Figure 1: A description of a modularized NLU system design containing DC (One Vs All MaxEnt), IC (Multi class MaxEnt), and NER (CRF model) models. The re-ranker is proposed as the combination scheme to obtain a ranked list of NLU hypotheses.
These models produce domain-specific scores, used as input for a re-ranker model, which ranks hypotheses based on correctness and calibration across domains.
Re-ranker Design and Error Metrics
The re-ranker maintains modularity by employing domain-specific models and optimizing them using custom loss functions designed to ensure hypothesis correctness and score calibration. Two primary error metrics are introduced:
- Semantic Error Rate (SemER): Calculated using Levenshtein distance on IC and NER labels to assess correctness among in-domain hypotheses.
- Interpretation Error (IE): A binary metric indicating exact hypothesis correctness with respect to ground truth.
Figure 2: An example of SemER computation for hypotheses from the Books domain component. Note that the DC output is not used to compute Levenshtein distance (LD). N is the number of slots in the annotations.
The re-ranker model is trained using linear functions of DC, IC, and NER scores with various loss functions that incorporate expected SemER and cross-entropy losses for better rank and calibration performance.
Re-ranker Training and Optimization
The re-ranker's objective is to achieve optimal hypothesis selection and score calibration across domains. Three optimization schemes are presented:
- R1: Utilizes Expected SemER loss, focusing on ranking correctness.

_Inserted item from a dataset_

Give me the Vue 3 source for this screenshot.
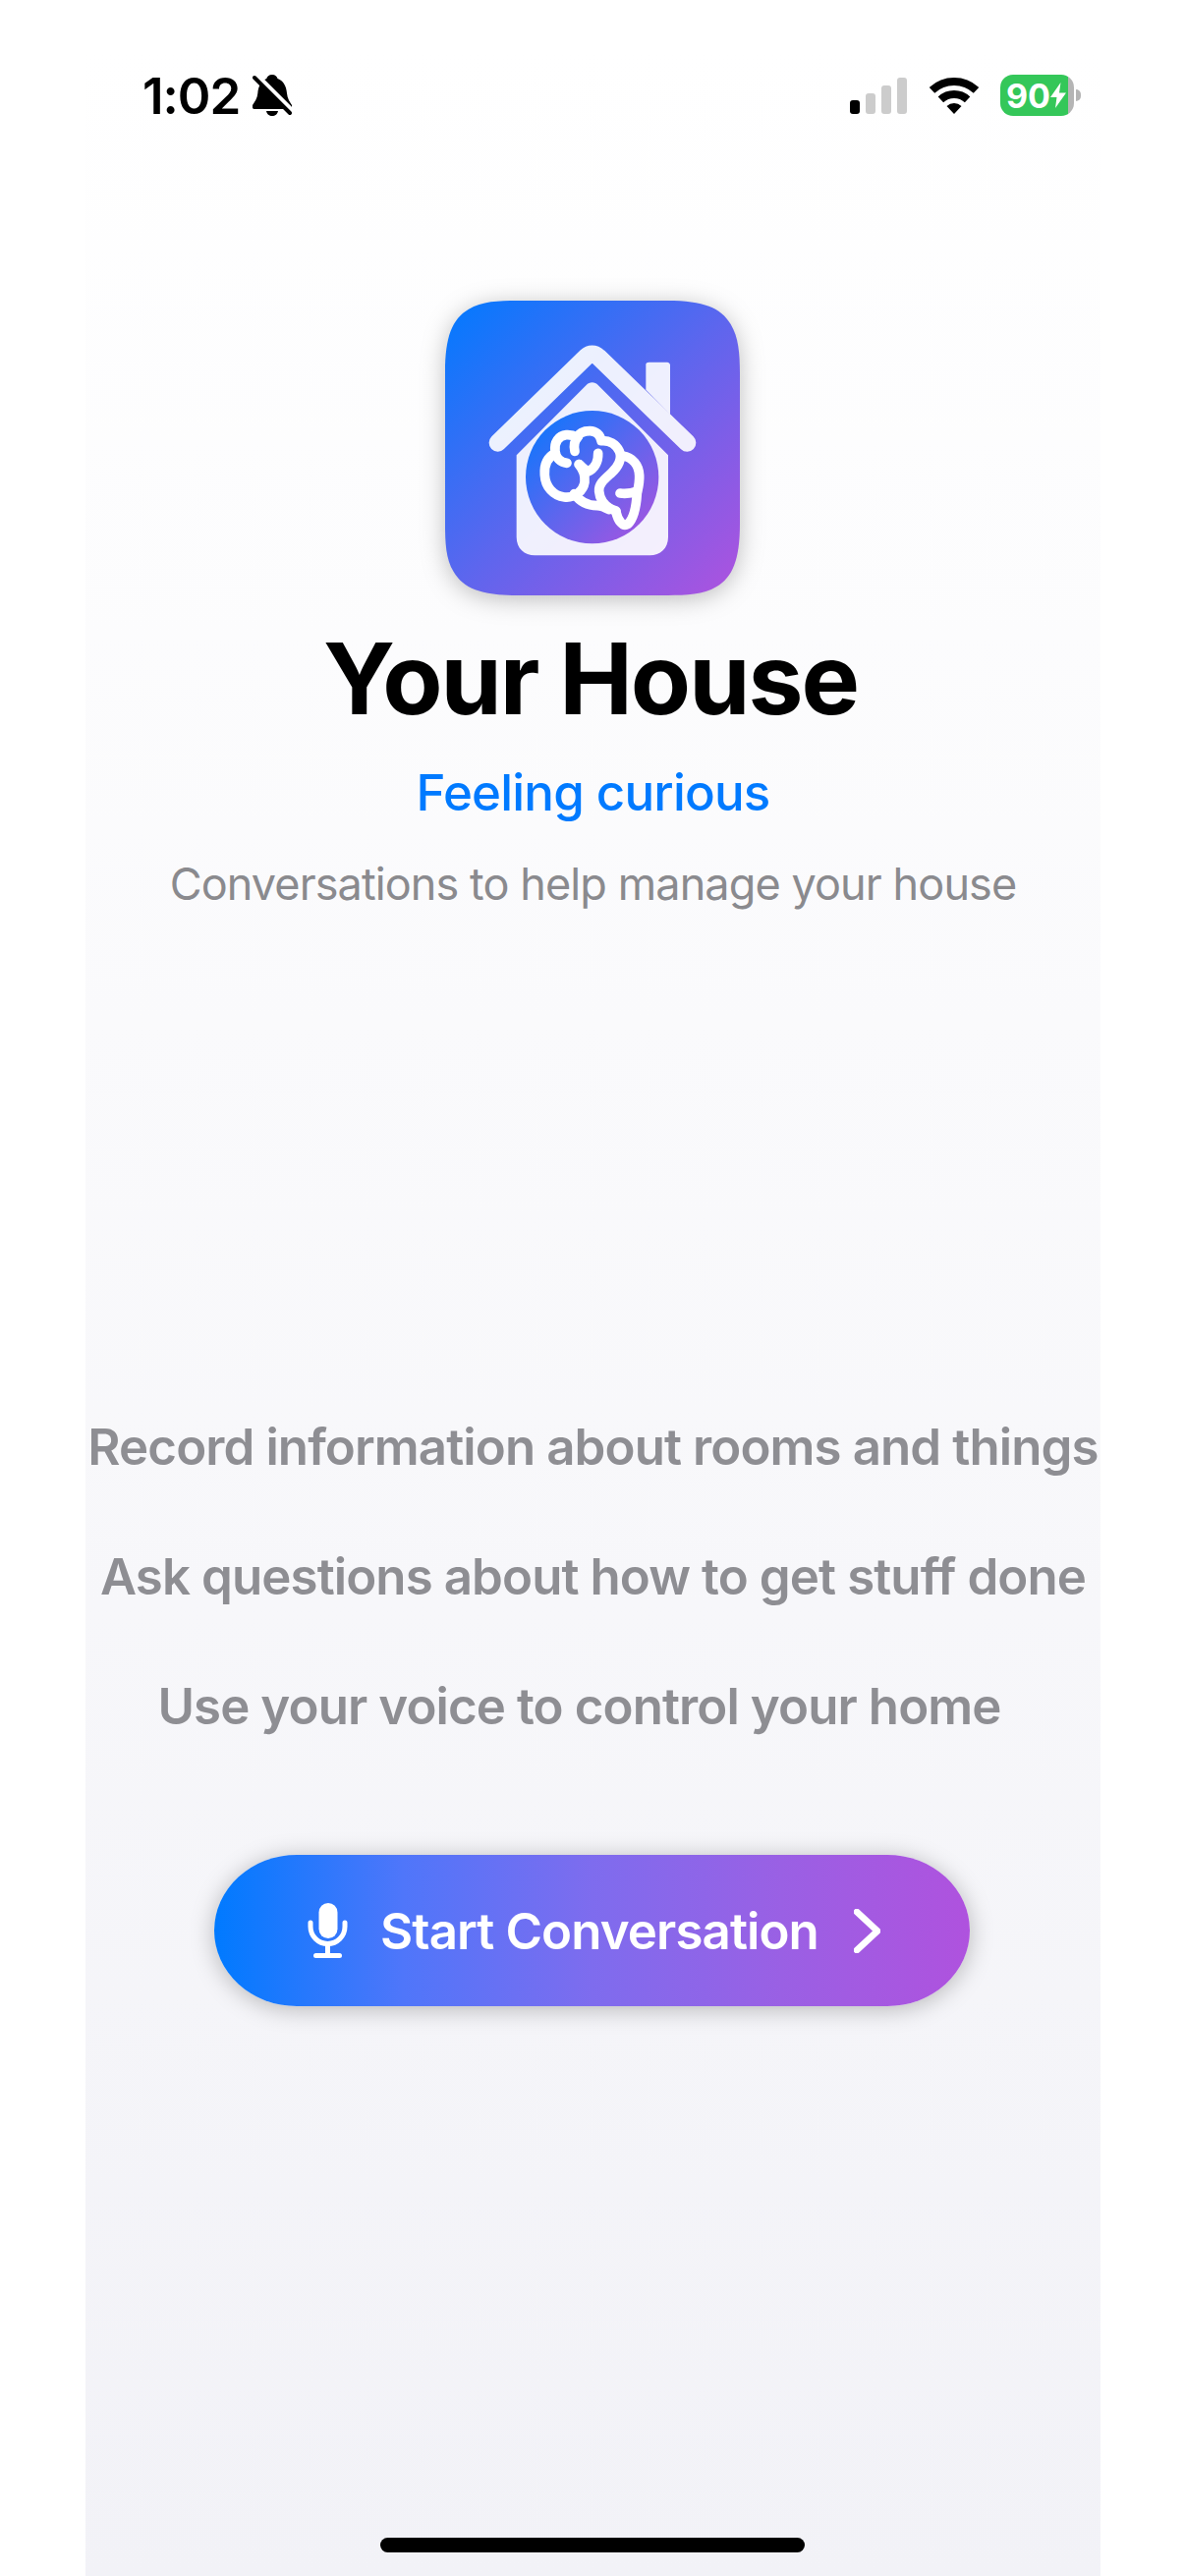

- R2: Employs Cross-Entropy loss for calibration, addressing score comparability.
- R3: Combines both R1 and R2 losses, yielding the best outcome in terms of ranking and calibration balance.
These strategies allow the system to perform well even when domains are trained asynchronously or with different data subsets.
Experimental Results and Calibration
Experiments on an Alexa-enabled device with a large annotated dataset show significant performance enhancements using this re-ranker model. The study highlights improvements in aggregated SemER using R3 optimization, outperforming the baseline and other re-ranking strategies.
Figure 3: Confidence calibration plots obtained on hypotheses scores across all domains. While baseline and R1 optimization do not yield a good calibration, optimization using R2 and R3 provide the best calibration.
The model's calibration properties are evaluated using reliability curves, demonstrating improved cross-domain score alignment critical for downstream tasks and less error in threshold-based decisions.
Conclusion
The proposed re-ranker scheme underscores the importance of maintaining modularity and calibration in large-scale NLU models, allowing effective cross-domain integration and independent updates. With substantial improvements in SemER measures and reliable hypothesis ranking, this scheme sets a foundation for future developments in scalable NLU systems. Future work may explore enhanced feature integration and non-linear scoring functions to further refine hypothesis selection accuracy.